Back in the glory days of Dick Clark's "American Bandstand," the running joke about the show's rate a record segment was that the "judges" would sum up most any new song by saying that it had a good beat and one could dance to it. Other than such momentary critics being unable to come up with any sort of constructive criticism, such fallback comments were used as a way of finding something good to say about the effort.
The same will likely apply to "The Fighting Temptations," a music-filled fish out of water comedy. While the choir-based music is more likely to inspire church-like movements rather than traditional dancing, it's quite entertaining in a toe-tapping sort of way.
It's also the best thing the film has to offer. As penned by Elizabeth Hunter and Saladin K. Patterson (both making their debut) and helmed by Jonathan Lynn ("The Whole Nine Yards," "My Cousin Vinny"), it comes off as a mediocre cross of elements resembling and/or lifted from "Doc Hollywood," "Sister Act," "The Commitments" and a host of other films. While viewers will likely recognize the material from those previous efforts, they probably won't think that the filmmakers have improved upon or stirred them into any sort of satisfying concoction.
Like "Doc Hollywood," the story involves a big city guy stuck in what he assumes is a backwoods, hick town (that just so happens to be his hometown). To get his inheritance from his aunt's estate, he must take over the choir (that's where the "Sister Act" part comes in), resulting in the obligatory montage of auditions, practicing and such (just like "The Commitments" and a slew of other "get the band together" films). The filmmakers fashion everything in sitcom-style trappings and there's never any doubt about how things will play out, especially if you've seen the previously mentioned Michael J. Fox film.
Starting off as more of a light drama and then segueing into a comedy - and an often goofy one at that - the film does offer some decent laughs now and then. There's some slight satire on the ad industry - in which the protagonist works - but not enough to make it as scathing or humorous as it might have been.
Overall, the plot is rather simple, straightforward and really just a skeleton upon which to hang all of the music and related numbers. In an offhand way, that's a good thing since such moments are the highlight of the film. Real-life performers such as The O'Jays, Faith Evans, T-Bone, Angie Stone, Melba Moore and others sing their way through various songs. They don't do so in the form of a traditional musical, but rather in various performances within the film, and some of them are infectiously entertaining.

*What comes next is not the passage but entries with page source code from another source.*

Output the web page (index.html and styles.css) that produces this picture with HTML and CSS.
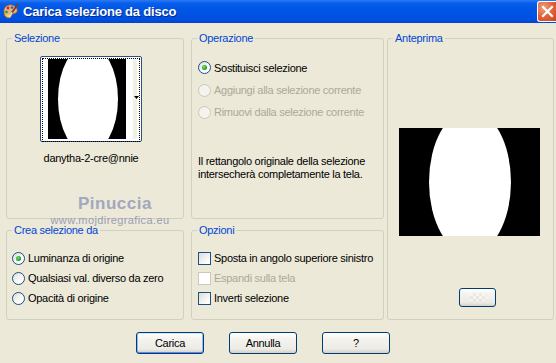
FILE: index.html
```html
<!DOCTYPE html>
<html lang="it">

<head>
  <meta charset="UTF-8">
  <title>Carica selezione da disco</title>
  <link rel="stylesheet" href="styles.css">
</head>

<body>
  <div class="window">
    <div class="titlebar">
      <svg class="app-icon" width="17" height="18" viewBox="0 0 17 18">
        <path d="M2 9 C1 4 6 1 10 2 C14 3 16 6 15 9 C14 11 11 10 10 12 C9 15 6 16 4 14 C2 13 2 11 2 9 Z" fill="#E9B27A" stroke="#8A5A2E" stroke-width="0.8"/>
        <circle cx="6" cy="5" r="1.4" fill="#E02020"/>
        <circle cx="10" cy="4.5" r="1.3" fill="#2060E0"/>
        <circle cx="4.5" cy="9" r="1.3" fill="#20A040"/>
        <circle cx="6" cy="12.5" r="1.2" fill="#F0E020"/>
        <path d="M15.5 1.5 L9 11" stroke="#6A4424" stroke-width="1.8" stroke-linecap="round"/>
        <path d="M9.5 10 L7.5 13.5" stroke="#D8D8D8" stroke-width="2" stroke-linecap="round"/>
      </svg>
      <span class="title">Carica selezione da disco</span>
      <span class="close">
        <svg width="21" height="21" viewBox="0 0 21 21">
          <path d="M6 6 L15 15 M15 6 L6 15" stroke="#fff" stroke-width="2.2" stroke-linecap="square"/>
        </svg>
      </span>
    </div>

    <div class="groups">
      <fieldset class="box sel">
        <legend>Selezione</legend>
        <div class="sel-body">
          <div class="combo">
            <div class="thumb">
              <svg width="89" height="80" viewBox="0 0 89 80">
                <rect x="0" y="0" width="78" height="80" fill="#000"/>
                <rect x="78" y="0" width="11" height="80" fill="#fff"/>
                <rect x="85" y="0" width="4" height="80" fill="#F1EFE6"/>
                <ellipse cx="40" cy="40" rx="30" ry="54" fill="#fff"/>
                <path d="M86 37 L91 37 L88.5 40 Z" fill="#000"/>
              </svg>
            </div>
          </div>
          <div class="sel-name">danytha-2-cre@nnie</div>
        </div>
      </fieldset>

      <fieldset class="box op">
        <legend>Operazione</legend>
        <div class="op-body">
          <div class="row first"><span class="radio on"></span>Sostituisci selezione</div>
          <div class="row off"><span class="radio"></span>Aggiungi alla selezione corrente</div>
          <div class="row off"><span class="radio"></span>Rimuovi dalla selezione corrente</div>
          <p class="note">Il rettangolo originale della selezione<br>intersecherà completamente la tela.</p>
        </div>
      </fieldset>

      <fieldset class="box prev">
        <legend>Anteprima</legend>
        <div class="prev-body">
          <svg class="prev-img" width="141" height="108" viewBox="0 0 141 108">
            <rect width="141" height="108" fill="#000"/>
            <ellipse cx="71" cy="54" rx="41" ry="72" fill="#fff"/>
          </svg>
          <button class="btn small"><span class="checker"></span></button>
        </div>
      </fieldset>

      <fieldset class="box crea">
        <legend>Crea selezione da</legend>
        <div class="crea-body">
          <div class="row"><span class="radio on"></span>Luminanza di origine</div>
          <div class="row"><span class="radio"></span>Qualsiasi val. diverso da zero</div>
          <div class="row"><span class="radio"></span>Opacità di origine</div>
        </div>
      </fieldset>

      <fieldset class="box opz">
        <legend>Opzioni</legend>
        <div class="opz-body">
          <div class="row"><span class="check"></span>Sposta in angolo superiore sinistro</div>
          <div class="row off"><span class="check"></span>Espandi sulla tela</div>
          <div class="row"><span class="check"></span>Inverti selezione</div>
        </div>
      </fieldset>
    </div>

    <div class="buttons">
      <button class="btn default">Carica</button>
      <button class="btn">Annulla</button>
      <button class="btn">?</button>
    </div>

    <div class="watermark">
      <div class="wm-name">Pinuccia</div>
      <div class="wm-site">www.mojdiregrafica.eu</div>
    </div>
  </div>
</body>

</html>
```

FILE: styles.css
```css
html,
body {
  margin: 0;
  padding: 0;
  overflow: hidden;
}

body {
  background-color: #ECE9D8;
  font-family: "Liberation Sans", Arial, sans-serif;
  font-size: 11px;
  letter-spacing: -0.28px;
  color: #000;
}

.window {
  position: relative;
  width: 556px;
  height: 363px;
}

/* barra del titolo stile XP */
.titlebar {
  height: 23px;
  display: flex;
  align-items: center;
  background: linear-gradient(#2A7CF2 0, #0A5FEC 3px, #0056E6 8px, #0054E3 60%, #004EDD 88%, #0044D2 100%);
  color: #fff;
  position: relative;
}

.app-icon {
  margin-left: 2px;
  margin-top: 1px;
}

.title {
  margin-left: 4px;
  font-weight: bold;
  font-size: 13px;
  letter-spacing: -0.2px;
  text-shadow: 1px 1px 0 #0A2A8A;
}

.close {
  position: absolute;
  left: 537px;
  top: 1px;
  width: 19px;
  height: 19px;
  border: 1px solid #fff;
  border-right: none;
  border-radius: 3px 0 0 3px;
  background: radial-gradient(circle at 30% 30%, #F0A080 0, #E2663E 45%, #C5401A 100%);
  overflow: hidden;
}

.close svg {
  display: block;
  margin-left: -1px;
  margin-top: -1px;
}

/* gruppi */
.groups {
  display: grid;
  grid-template-columns: 178px 7px 193px 3px 167px;
  grid-template-rows: 188px 97px;
  row-gap: 4px;
  padding: 8px 0 0 6px;
}

.box {
  margin: 0;
  padding: 0;
  min-width: 0;
  border: 1px solid #D0D0BF;
  border-radius: 3px;
  box-sizing: border-box;
}

.box legend {
  margin-left: 5px;
  padding: 0 2px;
  line-height: 14px;
  color: #0046D5;
}

.sel {
  grid-column: 1;
  grid-row: 1;
}

.op {
  grid-column: 3;
  grid-row: 1;
}

.prev {
  grid-column: 5;
  grid-row: 1 / 3;
}

.crea {
  grid-column: 1;
  grid-row: 2;
}

.opz {
  grid-column: 3;
  grid-row: 2;
}

.sel-body {
  padding: 11px 0 0 33px;
  width: 102px;
}

.combo {
  width: 102px;
  height: 86px;
  box-sizing: border-box;
  border: 1px solid #2B4F7E;
  border-radius: 2px;
  background: #fff;
  padding: 1px;
}

.thumb {
  height: 82px;
  border: 1px dotted #000;
  padding: 0 0 0 5px;
  overflow: hidden;
}

.thumb svg {
  display: block;
  overflow: visible;
}

.sel-name {
  margin-top: 10px;
  line-height: 12px;
  text-align: center;
}

.op-body {
  padding: 11px 0 0 6px;
}

.row {
  display: flex;
  align-items: center;
  height: 22px;
  white-space: nowrap;
}

.row.first {
  height: 23px;
}

.row.off {
  color: #ACA899;
}

.note {
  margin: 32px 0 0;
  line-height: 13px;
}

.crea-body {
  padding: 11px 0 0 5px;
}

.opz-body {
  padding: 11px 0 0 6px;
}

.crea-body .row,
.opz-body .row {
  height: 20px;
}

/* radio e checkbox */
.radio {
  width: 11px;
  height: 11px;
  margin-right: 3px;
  flex: none;
  border: 1px solid #1C5180;
  border-radius: 50%;
  background: linear-gradient(135deg, #DCDCD7, #fff 70%);
  position: relative;
}

.radio.on::after {
  content: "";
  position: absolute;
  left: 3px;
  top: 3px;
  width: 5px;
  height: 5px;
  border-radius: 50%;
  background: radial-gradient(circle at 40% 40%, #7EE07E, #21A121 60%, #1A7E1A);
}

.off .radio {
  border-color: #CAC8BB;
  background: #F4F3EE;
}

.check {
  width: 11px;
  height: 11px;
  margin-right: 3px;
  flex: none;
  border: 1px solid #1C5180;
  background: linear-gradient(135deg, #DCDCD7, #fff 85%);
}

.off .check {
  border-color: #CAC8BB;
  background: #fff;
}

/* anteprima */
.prev-body {
  display: flex;
  flex-direction: column;
  align-items: flex-start;
}

.prev-img {
  display: block;
  margin: 83px 0 0 11px;
}

.btn {
  font-family: inherit;
  font-size: 11px;
  letter-spacing: -0.28px;
  width: 68px;
  height: 22px;
  padding: 0;
  border: 1px solid #003C74;
  border-radius: 3px;
  background: linear-gradient(#FFFFFF, #F4F3EE 30%, #ECEBE6 80%, #D6D0C5);
  color: #000;
}

.btn.small {
  width: 37px;
  height: 19px;
  margin: 52px 0 0 71px;
  position: relative;
}

.checker {
  position: absolute;
  left: 10px;
  top: 4px;
  width: 16px;
  height: 10px;
  opacity: 0.25;
  background: conic-gradient(#ccc 25%, #fff 0 50%, #ccc 0 75%, #fff 0) 0 0 / 6px 6px;
}

.btn.default {
  box-shadow: inset 0 1px 0 #CEE7FF, inset 0 -1px 0 #6982EE, inset 1px 0 0 #98B8F5, inset -1px 0 0 #98B8F5;
}

.buttons {
  display: flex;
  gap: 25px;
  padding-left: 136px;
  margin-top: 12px;
}

/* filigrana */
.watermark {
  position: absolute;
  left: 50px;
  top: 194px;
  width: 120px;
  text-align: center;
  color: #A3A7BF;
  pointer-events: none;
}

.wm-name {
  margin-left: 10px;
  font-size: 17px;
  font-weight: bold;
  letter-spacing: 0.5px;
  line-height: 20px;
}

.wm-site {
  font-size: 11px;
  letter-spacing: 0.4px;
  line-height: 11px;
  margin-top: 1px;
  color: #9A9EB6;
}
```
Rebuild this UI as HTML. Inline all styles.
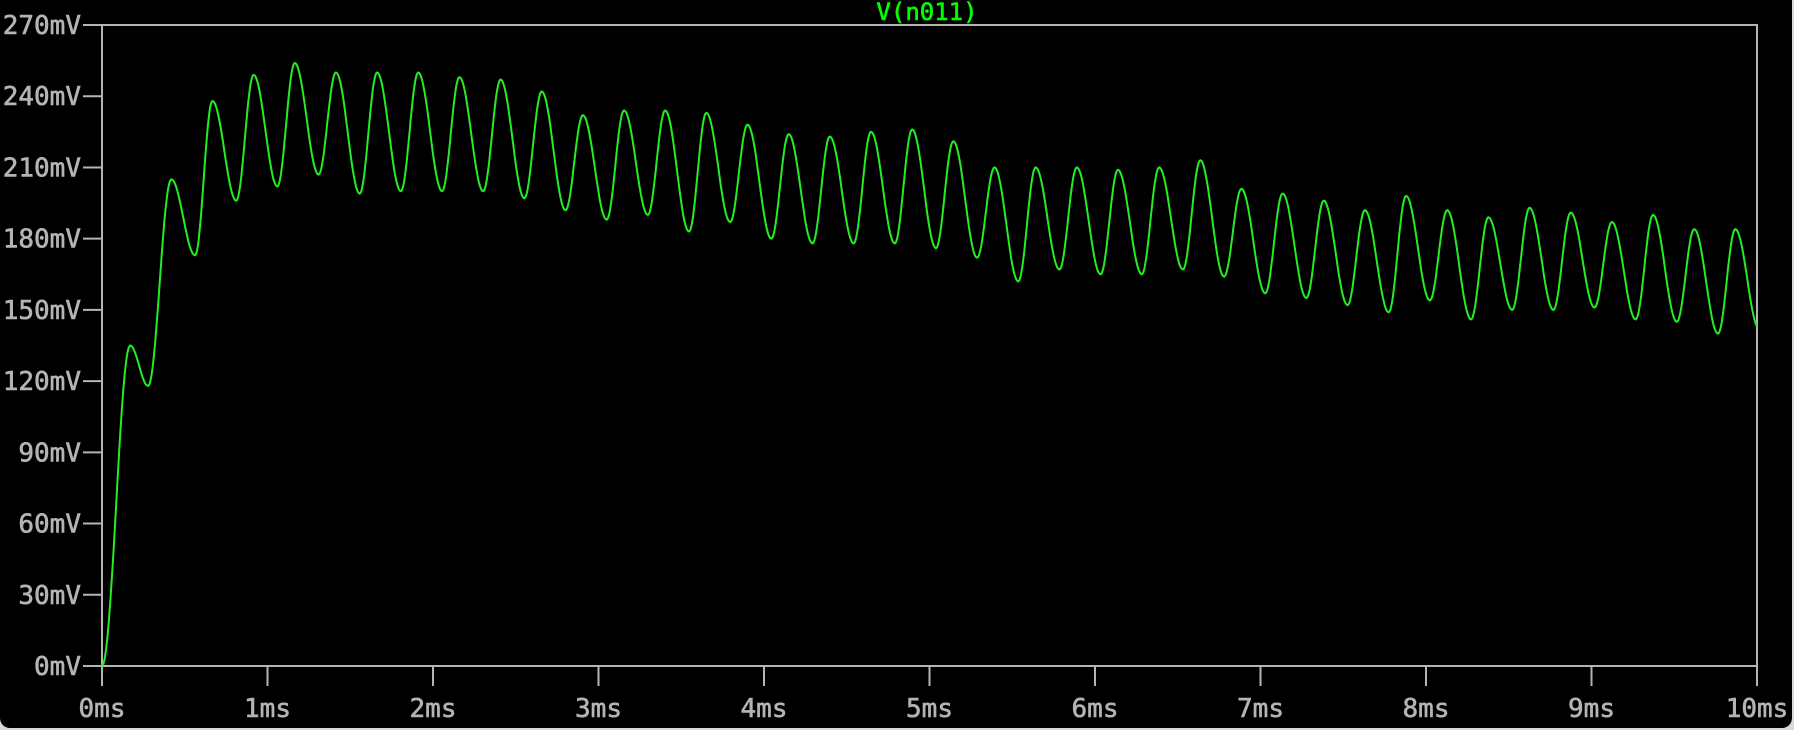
<!DOCTYPE html>
<html><head><style>
html,body{margin:0;padding:0;background:#d8d8d8;}
#w{position:relative;width:1792px;height:728px;background:#000;border-bottom-right-radius:10px;border-bottom-left-radius:10px;overflow:hidden;}
svg{position:absolute;left:0;top:0;}
text{font-family:"DejaVu Sans Mono","Liberation Mono",monospace;font-size:26px;fill:#b4b4b4;stroke:#b4b4b4;stroke-width:0.6px;}
</style></head><body>
<div id="w">
<svg id="s" width="1794" height="730" xmlns="http://www.w3.org/2000/svg">
<text x="927" y="20" text-anchor="middle" style="fill:#00ff00;stroke:#00ff00;font-size:24px">V(n011)</text>
<g id="ax" stroke="#b4b4b4" stroke-width="2" fill="none"></g>
<g id="lb"></g>
<path id="wave" fill="none" stroke="#22ee22" stroke-width="2"/>
</svg>
</div>
<script>
var L=102,R=1757,T=25,B=666;
function X(t){return L+(R-L)*t/10;}
function Y(v){return B-(B-T)*v/270;}
var ax=document.getElementById('ax'),lb=document.getElementById('lb'),ns='http://www.w3.org/2000/svg';
function el(p,tag,a,txt){var e=document.createElementNS(ns,tag);for(var k in a)e.setAttribute(k,a[k]);if(txt)e.textContent=txt;p.appendChild(e);}
el(ax,'rect',{x:L,y:T,width:R-L,height:B-T});
for(var i=0;i<=9;i++){var y=Y(i*30);el(ax,'line',{x1:83,y1:y,x2:L,y2:y});el(lb,'text',{x:81,y:y+9,'text-anchor':'end'},(i*30)+'mV');}
for(var i=0;i<=10;i++){var x=X(i);el(ax,'line',{x1:x,y1:B,x2:x,y2:686});el(lb,'text',{x:x,y:717,'text-anchor':'middle'},i+'ms');}
var P=[135,205,238,249,254,250,250,250,248,247,242,232,234,234,233,228,224,223,225,226,221,210,210,210,209,210,213,201,199,196,192,198,192,189,193,191,187,190,184,184];
var Tr=[118,173,196,202,207,199,200,200,200,197,192,188,190,183,187,180,178,178,178,176,172,162,167,165,165,167,164,157,155,152,149,154,146,150,150,151,146,145,140,142];
var ex=[[0,0]],per=0.2487,p0=0.17;
for(var k=0;k<40;k++){ex.push([p0+k*per,P[k]]);ex.push([p0+(k+1)*per-(k==0?0.14:0.105),Tr[k]]);}
var d='';
for(var j=0;j<ex.length-1;j++){var a=ex[j],b=ex[j+1];var n=20;for(var s=(j==0?0:1);s<=n;s++){var t=a[0]+(b[0]-a[0])*s/n;if(t>10)break;var v=a[1]+(b[1]-a[1])*(1-Math.cos(Math.PI*s/n))/2;d+=(d?'L':'M')+X(t).toFixed(1)+' '+Y(v).toFixed(1);}}
document.getElementById('wave').setAttribute('d',d);
</script>
</body></html>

Beyoncé Knowles ("Austin Powers in Goldmember") joins them and is rather good, both in song - including a sexy version of Peggy Lee's "Fever" - and playing the single mom who falls for her former childhood friend. He's played by Cuba Gooding, Jr. ("Boat Trip," "Snow Dogs") doing his normal, wide-eyed and exasperated comedy mugging that's dominated his comedies of late. Unfortunately, he's the weak link in the film, which is obviously a big problem since he's the star embodying the central character.
The likes of Mike Epps ("Friday After Next," "All About the Benjamins"), LaTanya Richardson ("U.S. Marshals," "Losing Isaiah"), Wendell Pierce ("Brown Sugar," Bulworth") and Steve Harvey (TV's "The Steve Harvey Show") are generally okay in their respective supporting roles. All of them, however, could have benefited from tighter and more imaginative writing.
The same holds true for the overall plot that's simply too close of a replica of other films, or parts thereof, to feel as fresh as it should. If not for the entertaining and enjoying musical numbers, this would be a flat, mundane and by the numbers comedy. "The Fighting Temptations" rates as a 4 out of 10.